OBJECTIVE – Write out the data again exactly, skipping every picture.

SUPPLIED INFORMATION –
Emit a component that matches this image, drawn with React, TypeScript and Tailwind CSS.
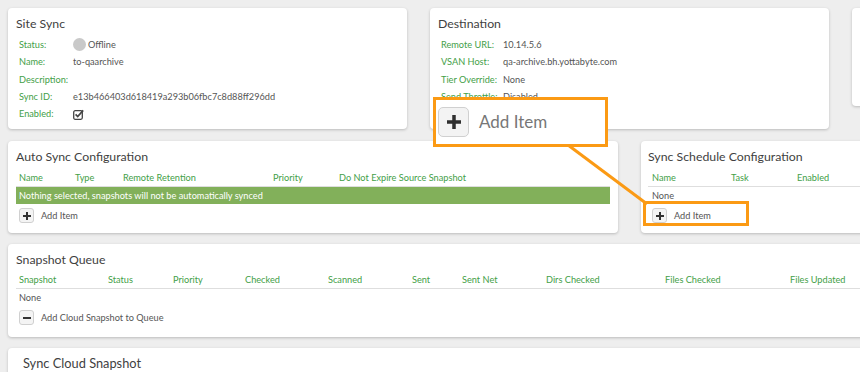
import type { ReactNode } from "react";

const siteRows = [
  { label: "Status:", value: "status" },
  { label: "Name:", value: "to-qaarchive" },
  { label: "Description:", value: "" },
  { label: "Sync ID:", value: "e13b466403d618419a293b06fbc7c8d88ff296dd" },
  { label: "Enabled:", value: "check" },
];

const destRows = [
  { label: "Remote URL:", value: "10.14.5.6" },
  { label: "VSAN Host:", value: "qa-archive.bh.yottabyte.com" },
  { label: "Tier Override:", value: "None" },
  { label: "Send Throttle:", value: "Disabled" },
];

const queueCols = [
  "Snapshot",
  "Status",
  "Priority",
  "Checked",
  "Scanned",
  "Sent",
  "Sent Net",
  "Dirs Checked",
  "Files Checked",
  "Files Updated",
];

function Card({ className, children }: { className: string; children?: ReactNode }) {
  return (
    <div className={`bg-white rounded-[4px] shadow-[0_1px_3px_rgba(0,0,0,0.22)] shrink-0 ${className}`}>
      {children}
    </div>
  );
}

function Title({ children }: { children: ReactNode }) {
  return <div className="text-[12.3px] leading-4 text-[#3f3f3f]">{children}</div>;
}

function CheckIcon() {
  return (
    <svg width="11" height="11" viewBox="0 0 11 11" className="text-[#444]">
      <rect x="0.7" y="1.7" width="8.6" height="8.6" rx="1.5" fill="none" stroke="currentColor" strokeWidth="1.3" />
      <path d="M2.6 5.4 L4.7 7.5 L10.2 1.4" fill="none" stroke="currentColor" strokeWidth="1.7" />
    </svg>
  );
}

function SmallButton({ minus }: { minus?: boolean }) {
  return (
    <div className="w-[15px] h-[15px] rounded-[3px] border border-[#d0d0d0] bg-[#f4f4f4] flex items-center justify-center">
      <svg width="8" height="8" viewBox="0 0 8 8">
        <rect x="0" y="3" width="8" height="2" fill="#333" />
        {!minus && <rect x="3" y="0" width="2" height="8" fill="#333" />}
      </svg>
    </div>
  );
}

function ActionRow({ label, minus }: { label: string; minus?: boolean }) {
  return (
    <div className="flex items-center gap-[7px] pl-[3px] pt-[2px] h-[21px]">
      <SmallButton minus={minus} />
      <span className="text-[9.2px] text-[#555]">{label}</span>
    </div>
  );
}

export default function App() {
  return (
    <div className="relative w-[860px] h-[372px] overflow-hidden bg-[#eeeeee] font-['Lato',sans-serif]">
      <div className="w-[1200px] p-2 flex flex-col">
        <div className="flex items-start gap-[23px]">
          <Card className="w-[399px] h-[121px] px-2 pt-2">
            <Title>Site Sync</Title>
            <div className="pt-[4px] pl-[3px]">
              {siteRows.map((r) => (
                <div key={r.label} className="flex items-center h-[17.4px] text-[9.2px]">
                  <span className="w-[54px] text-[#43a047]">{r.label}</span>
                  {r.value === "status" ? (
                    <span className="flex items-center gap-[2px] text-[#555]">
                      <span className="w-[13px] h-[13px] rounded-full bg-[#c9c9c9]" />
                      Offline
                    </span>
                  ) : r.value === "check" ? (
                    <CheckIcon />
                  ) : (
                    <span className="text-[#555]">{r.value}</span>
                  )}
                </div>
              ))}
            </div>
          </Card>
          <Card className="w-[399px] h-[121px] px-2 pt-2">
            <Title>Destination</Title>
            <div className="pt-[4px] pl-[3px]">
              {destRows.map((r) => (
                <div key={r.label} className="flex items-center h-[17.4px] text-[9.2px]">
                  <span className="w-[62px] text-[#43a047]">{r.label}</span>
                  <span className="text-[#555]">{r.value}</span>
                </div>
              ))}
            </div>
          </Card>
          <Card className="w-[399px] h-[98px]" />
        </div>

        <div className="flex items-start gap-[23px] mt-[12px]">
          <Card className="w-[610px] h-[92px] px-2 pt-2">
            <Title>Auto Sync Configuration</Title>
            <div className="mt-[5px] grid grid-cols-[56px_48px_150px_66px_1fr] h-[17px] items-center border-b border-[#dedede] text-[9.2px] text-[#43a047] pl-[3px]">
              <span>Name</span>
              <span>Type</span>
              <span>Remote Retention</span>
              <span>Priority</span>
              <span>Do Not Expire Source Snapshot</span>
            </div>
            <div className="h-[17px] bg-[#82b05a] flex items-center pl-[3px] text-[9.2px] text-white">
              Nothing selected, snapshots will not be automatically synced
            </div>
            <ActionRow label="Add Item" />
          </Card>
          <Card className="w-[400px] h-[92px] px-[7px] pt-2">
            <Title>Sync Schedule Configuration</Title>
            <div className="mt-[5px] grid grid-cols-[79px_66px_1fr] h-[17px] items-center border-b border-[#dedede] text-[9.2px] text-[#43a047] pl-[4px]">
              <span>Name</span>
              <span>Task</span>
              <span>Enabled</span>
            </div>
            <div className="h-[17px] flex items-center pl-[4px] text-[9.2px] text-[#555]">None</div>
            <div className="pl-[1px]">
              <ActionRow label="Add Item" />
            </div>
          </Card>
        </div>

        <Card className="w-[880px] h-[93px] px-2 pt-[8px] mt-[11px]">
          <Title>Snapshot Queue</Title>
          <div className="mt-[4px] grid grid-cols-[89px_65px_72px_83px_84px_50px_84px_119px_125px_1fr] h-[17px] items-center border-b border-[#dedede] text-[9.2px] text-[#43a047] pl-[3px]">
            {queueCols.map((c) => (
              <span key={c}>{c}</span>
            ))}
          </div>
          <div className="h-[17px] flex items-center pl-[3px] text-[9.2px] text-[#555]">None</div>
          <ActionRow label="Add Cloud Snapshot to Queue" minus />
        </Card>

        <Card className="w-[880px] h-[60px] px-[15px] pt-[7px] mt-[11px]">
          <div className="text-[12.8px] leading-4 text-[#3f3f3f]">Sync Cloud Snapshot</div>
        </Card>
      </div>

      <svg className="absolute left-0 top-0 pointer-events-none" width="860" height="372">
        <line x1="568" y1="145" x2="647" y2="204" stroke="#fb9a14" strokeWidth="3" />
      </svg>

      <div className="absolute left-[433px] top-[97px] w-[175px] h-[50px] border-[3px] border-[#fb9a14] bg-white flex items-center gap-[10px] pl-[2px]">
        <div className="w-[31px] h-[30px] rounded-[5px] border border-[#d0d0d0] bg-[#f3f3f3] flex items-center justify-center">
          <svg width="14" height="14" viewBox="0 0 14 14">
            <rect x="0" y="5.25" width="14" height="3.5" fill="#2f2f2f" />
            <rect x="5.25" y="0" width="3.5" height="14" fill="#2f2f2f" />
          </svg>
        </div>
        <span className="text-[17px] text-[#777]">Add Item</span>
      </div>

      <div className="absolute left-[643px] top-[201px] w-[106px] h-[25px] border-[3px] border-[#fb9a14]" />
    </div>
  );
}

ANSWER BELOW –
Emit a component that matches this image, drawn with React, TypeScript and Tailwind CSS.
import type { ReactNode } from "react";

const siteRows = [
  { label: "Status:", value: "status" },
  { label: "Name:", value: "to-qaarchive" },
  { label: "Description:", value: "" },
  { label: "Sync ID:", value: "e13b466403d618419a293b06fbc7c8d88ff296dd" },
  { label: "Enabled:", value: "check" },
];

const destRows = [
  { label: "Remote URL:", value: "10.14.5.6" },
  { label: "VSAN Host:", value: "qa-archive.bh.yottabyte.com" },
  { label: "Tier Override:", value: "None" },
  { label: "Send Throttle:", value: "Disabled" },
];

const queueCols = [
  "Snapshot",
  "Status",
  "Priority",
  "Checked",
  "Scanned",
  "Sent",
  "Sent Net",
  "Dirs Checked",
  "Files Checked",
  "Files Updated",
];

function Card({ className, children }: { className: string; children?: ReactNode }) {
  return (
    <div className={`bg-white rounded-[4px] shadow-[0_1px_3px_rgba(0,0,0,0.22)] shrink-0 ${className}`}>
      {children}
    </div>
  );
}

function Title({ children }: { children: ReactNode }) {
  return <div className="text-[12.3px] leading-4 text-[#3f3f3f]">{children}</div>;
}

function CheckIcon() {
  return (
    <svg width="11" height="11" viewBox="0 0 11 11" className="text-[#444]">
      <rect x="0.7" y="1.7" width="8.6" height="8.6" rx="1.5" fill="none" stroke="currentColor" strokeWidth="1.3" />
      <path d="M2.6 5.4 L4.7 7.5 L10.2 1.4" fill="none" stroke="currentColor" strokeWidth="1.7" />
    </svg>
  );
}

function SmallButton({ minus }: { minus?: boolean }) {
  return (
    <div className="w-[15px] h-[15px] rounded-[3px] border border-[#d0d0d0] bg-[#f4f4f4] flex items-center justify-center">
      <svg width="8" height="8" viewBox="0 0 8 8">
        <rect x="0" y="3" width="8" height="2" fill="#333" />
        {!minus && <rect x="3" y="0" width="2" height="8" fill="#333" />}
      </svg>
    </div>
  );
}

function ActionRow({ label, minus }: { label: string; minus?: boolean }) {
  return (
    <div className="flex items-center gap-[7px] pl-[3px] pt-[2px] h-[21px]">
      <SmallButton minus={minus} />
      <span className="text-[9.2px] text-[#555]">{label}</span>
    </div>
  );
}

export default function App() {
  return (
    <div className="relative w-[860px] h-[372px] overflow-hidden bg-[#eeeeee] font-['Lato',sans-serif]">
      <div className="w-[1200px] p-2 flex flex-col">
        <div className="flex items-start gap-[23px]">
          <Card className="w-[399px] h-[121px] px-2 pt-2">
            <Title>Site Sync</Title>
            <div className="pt-[4px] pl-[3px]">
              {siteRows.map((r) => (
                <div key={r.label} className="flex items-center h-[17.4px] text-[9.2px]">
                  <span className="w-[54px] text-[#43a047]">{r.label}</span>
                  {r.value === "status" ? (
                    <span className="flex items-center gap-[2px] text-[#555]">
                      <span className="w-[13px] h-[13px] rounded-full bg-[#c9c9c9]" />
                      Offline
                    </span>
                  ) : r.value === "check" ? (
                    <CheckIcon />
                  ) : (
                    <span className="text-[#555]">{r.value}</span>
                  )}
                </div>
              ))}
            </div>
          </Card>
          <Card className="w-[399px] h-[121px] px-2 pt-2">
            <Title>Destination</Title>
            <div className="pt-[4px] pl-[3px]">
              {destRows.map((r) => (
                <div key={r.label} className="flex items-center h-[17.4px] text-[9.2px]">
                  <span className="w-[62px] text-[#43a047]">{r.label}</span>
                  <span className="text-[#555]">{r.value}</span>
                </div>
              ))}
            </div>
          </Card>
          <Card className="w-[399px] h-[98px]" />
        </div>

        <div className="flex items-start gap-[23px] mt-[12px]">
          <Card className="w-[610px] h-[92px] px-2 pt-2">
            <Title>Auto Sync Configuration</Title>
            <div className="mt-[5px] grid grid-cols-[56px_48px_150px_66px_1fr] h-[17px] items-center border-b border-[#dedede] text-[9.2px] text-[#43a047] pl-[3px]">
              <span>Name</span>
              <span>Type</span>
              <span>Remote Retention</span>
              <span>Priority</span>
              <span>Do Not Expire Source Snapshot</span>
            </div>
            <div className="h-[17px] bg-[#82b05a] flex items-center pl-[3px] text-[9.2px] text-white">
              Nothing selected, snapshots will not be automatically synced
            </div>
            <ActionRow label="Add Item" />
          </Card>
          <Card className="w-[400px] h-[92px] px-[7px] pt-2">
            <Title>Sync Schedule Configuration</Title>
            <div className="mt-[5px] grid grid-cols-[79px_66px_1fr] h-[17px] items-center border-b border-[#dedede] text-[9.2px] text-[#43a047] pl-[4px]">
              <span>Name</span>
              <span>Task</span>
              <span>Enabled</span>
            </div>
            <div className="h-[17px] flex items-center pl-[4px] text-[9.2px] text-[#555]">None</div>
            <div className="pl-[1px]">
              <ActionRow label="Add Item" />
            </div>
          </Card>
        </div>

        <Card className="w-[880px] h-[93px] px-2 pt-[8px] mt-[11px]">
          <Title>Snapshot Queue</Title>
          <div className="mt-[4px] grid grid-cols-[89px_65px_72px_83px_84px_50px_84px_119px_125px_1fr] h-[17px] items-center border-b border-[#dedede] text-[9.2px] text-[#43a047] pl-[3px]">
            {queueCols.map((c) => (
              <span key={c}>{c}</span>
            ))}
          </div>
          <div className="h-[17px] flex items-center pl-[3px] text-[9.2px] text-[#555]">None</div>
          <ActionRow label="Add Cloud Snapshot to Queue" minus />
        </Card>

        <Card className="w-[880px] h-[60px] px-[15px] pt-[7px] mt-[11px]">
          <div className="text-[12.8px] leading-4 text-[#3f3f3f]">Sync Cloud Snapshot</div>
        </Card>
      </div>

      <svg className="absolute left-0 top-0 pointer-events-none" width="860" height="372">
        <line x1="568" y1="145" x2="647" y2="204" stroke="#fb9a14" strokeWidth="3" />
      </svg>

      <div className="absolute left-[433px] top-[97px] w-[175px] h-[50px] border-[3px] border-[#fb9a14] bg-white flex items-center gap-[10px] pl-[2px]">
        <div className="w-[31px] h-[30px] rounded-[5px] border border-[#d0d0d0] bg-[#f3f3f3] flex items-center justify-center">
          <svg width="14" height="14" viewBox="0 0 14 14">
            <rect x="0" y="5.25" width="14" height="3.5" fill="#2f2f2f" />
            <rect x="5.25" y="0" width="3.5" height="14" fill="#2f2f2f" />
          </svg>
        </div>
        <span className="text-[17px] text-[#777]">Add Item</span>
      </div>

      <div className="absolute left-[643px] top-[201px] w-[106px] h-[25px] border-[3px] border-[#fb9a14]" />
    </div>
  );
}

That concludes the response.